From: Alexandre Duret-Lutz
Subject: Re: specifying multiple with arguments
Date: Wed, 16 Mar 2005 11:43:25 +0100

On Tue, Mar 15, 2005 at 08:05:07PM -0500, Braden McDaniel wrote:
>
> To "specify more precisely which other package" is not the same as
> specifying "the external package's location". The latter, which you
> mentioned, is what I was suggesting the user variables CPPFLAGS and
> LDFLAGS are better for.

I find the GNU Coding Standards very clear on this point:


`--enable-FEATURE[=PARAMETER]'
     Configure the package to build and install an optional user-level
     facility called FEATURE.  This allows users to choose which
     optional features to include.  Giving an optional PARAMETER of
     `no' should omit FEATURE, if it is built by default.

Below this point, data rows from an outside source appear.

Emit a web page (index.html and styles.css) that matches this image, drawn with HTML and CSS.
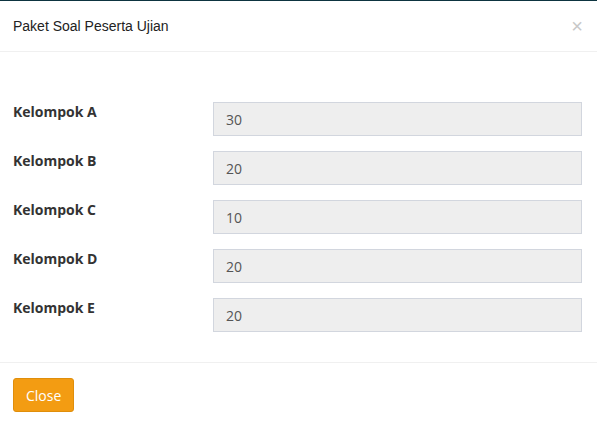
FILE: index.html
```html
<!DOCTYPE html>
<html>
<head>
<meta charset="utf-8">
<link rel="stylesheet" href="styles.css">
</head>
<body>
<div class="modal">
  <div class="modal-header">
    <h4 class="modal-title">Paket Soal Peserta Ujian</h4>
    <span class="close">×</span>
  </div>
  <div class="modal-body">
    <div class="form-row"><label>Kelompok A</label><input class="field" value="30" readonly></div>
    <div class="form-row"><label>Kelompok B</label><input class="field" value="20" readonly></div>
    <div class="form-row"><label>Kelompok C</label><input class="field" value="10" readonly></div>
    <div class="form-row"><label>Kelompok D</label><input class="field" value="20" readonly></div>
    <div class="form-row"><label>Kelompok E</label><input class="field" value="20" readonly></div>
  </div>
  <div class="modal-footer">
    <button class="btn-close">Close</button>
  </div>
</div>
</body>
</html>
```
FILE: styles.css
```css
html, body {
  margin: 0;
  padding: 0;
  background: #fff;
}
.modal {
  border-top: 1px solid #0d3440;
  font-family: "Open Sans", sans-serif;
  font-size: 14px;
  color: #333;
}
.modal-header {
  height: 51px;
  border-bottom: 1px solid #f0f0f0;
  display: flex;
  align-items: center;
  justify-content: space-between;
  padding: 0 14px 0 13px;
  box-sizing: border-box;
}
.modal-title {
  margin: 0;
  font-family: "Liberation Sans", Arial, sans-serif;
  font-weight: normal;
  font-size: 14px;
  color: #222;
}
.close {
  font-family: "Liberation Sans", Arial, sans-serif;
  font-size: 20px;
  color: #c8c8c8;
  line-height: 1;
}
.modal-body {
  padding: 50px 15px 30px 13px;
  display: flex;
  flex-direction: column;
  gap: 15px;
  border-bottom: 1px solid #f0f0f0;
}
.form-row {
  display: grid;
  grid-template-columns: 200px 1fr;
  align-items: start;
}
.form-row label {
  font-weight: bold;
  line-height: 20px;
  color: #333;
}
.field {
  height: 34px;
  box-sizing: border-box;
  border: 1px solid #d2d6de;
  background: #eee;
  padding: 0 12px;
  font-family: "Open Sans", sans-serif;
  font-size: 14px;
  color: #555;
  outline: none;
  width: 100%;
}
.modal-footer {
  padding: 15px 13px;
}
.btn-close {
  height: 34px;
  padding: 0 12px;
  background: #f39c12;
  border: 1px solid #e08e0b;
  border-radius: 3px;
  color: #fff;
  font-family: "Open Sans", sans-serif;
  font-size: 14px;
}
```
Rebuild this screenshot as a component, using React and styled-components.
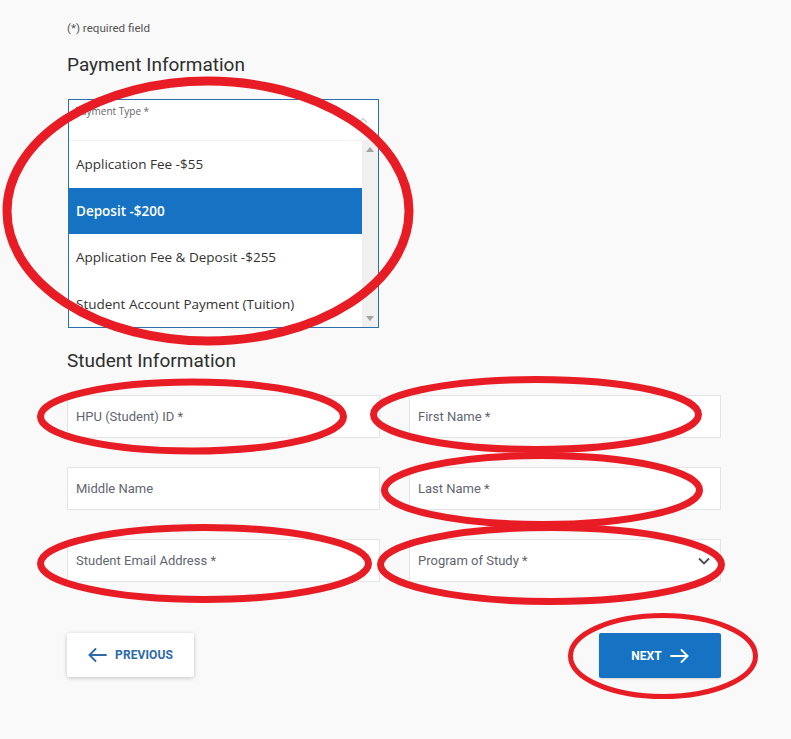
import React from "react";
import styled, { createGlobalStyle } from "styled-components";

const GlobalStyle = createGlobalStyle`
  html, body { margin: 0; padding: 0; background: #f9f9f9; }
  * { box-sizing: border-box; }
`;

const Page = styled.div`
  position: relative;
  width: 791px;
  height: 739px;
  overflow: hidden;
  padding: 21px 0 0 67px;
  font-family: Roboto, "Liberation Sans", sans-serif;
`;

const Content = styled.div`
  width: 654px;
  display: flex;
  flex-direction: column;
`;

const Required = styled.div`
  font-size: 11.6px;
  line-height: 14px;
  color: #555;
`;

const Heading = styled.h2`
  margin: ${(p) => p.$top}px 0 0;
  font-family: Roboto, "Liberation Sans", sans-serif;
  font-weight: 400;
  font-size: 19px;
  line-height: 22px;
  color: #2e2e2e;
`;

const SelectBox = styled.div`
  margin: 23px 0 0 1px;
  width: 311px;
  border: 1px solid #2a6fae;
  background: #fff;
  display: flex;
  flex-direction: column;
`;

const SelectHeader = styled.div`
  position: relative;
  height: 40px;
  padding: 4px 0 0 6px;
  font-family: "Open Sans", Roboto, sans-serif;
  font-size: 10px;
  color: #666;
`;

const HeaderChevron = styled.svg`
  position: absolute;
  right: 10px;
  top: 17px;
`;

const ListBox = styled.div`
  height: 187px;
  display: flex;
  border-top: 1px solid #f1f1f1;
`;

const Options = styled.div`
  flex: 1;
  display: flex;
  flex-direction: column;
`;

const Option = styled.div`
  flex: 1;
  display: flex;
  align-items: center;
  padding-left: 7px;
  font-family: "Open Sans", Roboto, sans-serif;
  font-size: 13.5px;
  font-weight: ${(p) => (p.$selected ? 600 : 400)};
  color: ${(p) => (p.$selected ? "#fff" : "#333")};
  background: ${(p) => (p.$selected ? "#1673c4" : "#fff")};
`;

const Scrollbar = styled.div`
  width: 16px;
  background: #f0f0f0;
  display: flex;
  flex-direction: column;
  justify-content: space-between;
  align-items: center;
  padding: 6px 0 6px;
`;

const Grid = styled.div`
  margin-top: 23px;
  display: grid;
  grid-template-columns: 313px 312px;
  column-gap: 29px;
  row-gap: 29px;
`;

const Field = styled.div`
  height: 43px;
  background: #fff;
  border: 1px solid #e4e4e4;
  display: flex;
  align-items: center;
  justify-content: space-between;
  padding: 0 10px 0 8px;
  font-size: 13px;
  color: #5f6670;
`;

const ButtonRow = styled.div`
  margin-top: 51px;
  display: flex;
  justify-content: space-between;
  align-items: flex-start;
`;

const Button = styled.div`
  width: ${(p) => p.$w}px;
  height: ${(p) => p.$h}px;
  display: flex;
  align-items: center;
  justify-content: center;
  gap: 8px;
  border-radius: 2px;
  font-size: 12px;
  font-weight: 700;
  letter-spacing: 0.1px;
  background: ${(p) => (p.$primary ? "#1673c4" : "#fff")};
  color: ${(p) => (p.$primary ? "#fff" : "#2d6aa8")};
  box-shadow: ${(p) =>
    p.$primary ? "0 1px 2px rgba(0,0,0,0.15)" : "0 1px 4px rgba(0,0,0,0.22)"};
`;

const Overlay = styled.svg`
  position: absolute;
  top: 0;
  left: 0;
  pointer-events: none;
`;

const Arrow = ({ dir }) => (
  <svg width="19" height="14" viewBox="0 0 19 14" fill="none" stroke="currentColor" strokeWidth="1.8" strokeLinecap="round" strokeLinejoin="round">
    {dir === "left" ? (
      <>
        <path d="M18 7H1.5" />
        <path d="M7.5 1L1.5 7l6 6" />
      </>
    ) : (
      <>
        <path d="M1 7h16.5" />
        <path d="M11.5 1l6 6-6 6" />
      </>
    )}
  </svg>
);

const Tri = ({ up }) => (
  <svg width="8" height="5" viewBox="0 0 8 5">
    <path d={up ? "M0 5L4 0l4 5z" : "M0 0l4 5 4-5z"} fill="#a3a3a3" />
  </svg>
);

const fields = [
  "HPU (Student) ID *",
  "First Name *",
  "Middle Name",
  "Last Name *",
  "Student Email Address *",
  "Program of Study *",
];

const options = [
  "Application Fee -$55",
  "Deposit -$200",
  "Application Fee & Deposit -$255",
  "Student Account Payment (Tuition)",
];

const ellipses = [
  { cx: 208, cy: 211, rx: 201, ry: 130, w: 9 },
  { cx: 192, cy: 416.5, rx: 151.5, ry: 34.5, w: 7 },
  { cx: 536, cy: 414.5, rx: 162.5, ry: 35, w: 7 },
  { cx: 542, cy: 490, rx: 157.5, ry: 34.5, w: 7 },
  { cx: 204.5, cy: 563.5, rx: 164, ry: 36, w: 7 },
  { cx: 551, cy: 564.5, rx: 170.5, ry: 37, w: 7 },
  { cx: 663, cy: 656, rx: 92.5, ry: 40.5, w: 5 },
];

export default function App() {
  return (
    <>
      <GlobalStyle />
      <Page>
        <Content>
          <Required>(*) required field</Required>
          <Heading $top={19}>Payment Information</Heading>
          <SelectBox>
            <SelectHeader>
              Payment Type *
              <HeaderChevron width="10" height="6" viewBox="0 0 10 6">
                <path d="M1 5.5L5 1.5l4 4" stroke="#cfcfcf" strokeWidth="1.4" fill="none" />
              </HeaderChevron>
            </SelectHeader>
            <ListBox>
              <Options>
                {options.map((o, i) => (
                  <Option key={o} $selected={i === 1}>
                    {o}
                  </Option>
                ))}
              </Options>
              <Scrollbar>
                <Tri up />
                <Tri />
              </Scrollbar>
            </ListBox>
          </SelectBox>
          <Heading $top={22}>Student Information</Heading>
          <Grid>
            {fields.map((f) => (
              <Field key={f}>
                <span>{f}</span>
                {f.startsWith("Program") && (
                  <svg width="12" height="8" viewBox="0 0 12 8">
                    <path d="M1 1.5l5 5 5-5" stroke="#4a4f55" strokeWidth="1.8" fill="none" />
                  </svg>
                )}
              </Field>
            ))}
          </Grid>
          <ButtonRow>
            <Button $w={127} $h={44}>
              <Arrow dir="left" />
              PREVIOUS
            </Button>
            <Button $w={122} $h={45} $primary>
              NEXT
              <Arrow dir="right" />
            </Button>
          </ButtonRow>
        </Content>
        <Overlay width="791" height="739" viewBox="0 0 791 739">
          {ellipses.map((e, i) => (
            <ellipse key={i} cx={e.cx} cy={e.cy} rx={e.rx} ry={e.ry} fill="none" stroke="#e81c24" strokeWidth={e.w} />
          ))}
        </Overlay>
      </Page>
    </>
  );
}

     No `--enable' option should *ever* cause one feature to replace
     another.  No `--enable' option should ever substitute one useful
     behavior for another useful behavior.  The only proper use for
     `--enable' is for questions of whether to build part of the program
     or exclude it.

`--with-PACKAGE'
     The package PACKAGE will be installed, so configure this package
     to work with PACKAGE.

     Possible values of PACKAGE include `gnu-as' (or `gas'), `gnu-ld',
     `gnu-libc', `gdb', `x', and `x-toolkit'.

     Do not use a `--with' option to specify the file name to use to
     find certain files.  That is outside the scope of what `--with'
     options are for.

   All `configure' scripts should accept all of these "detail" options,
whether or not they make any difference to the particular package at
hand.  In particular, they should accept any option that starts with
`--with-' or `--enable-'.  This is so users will be able to configure
an entire GNU source tree at once with a single set of options.

   You will note that the categories `--with-' and `--enable-' are
narrow: they *do not* provide a place for any sort of option you might
think of.  That is deliberate.  We want to limit the possible
configuration options in GNU software.  We do not want GNU programs to
have idiosyncratic configuration options.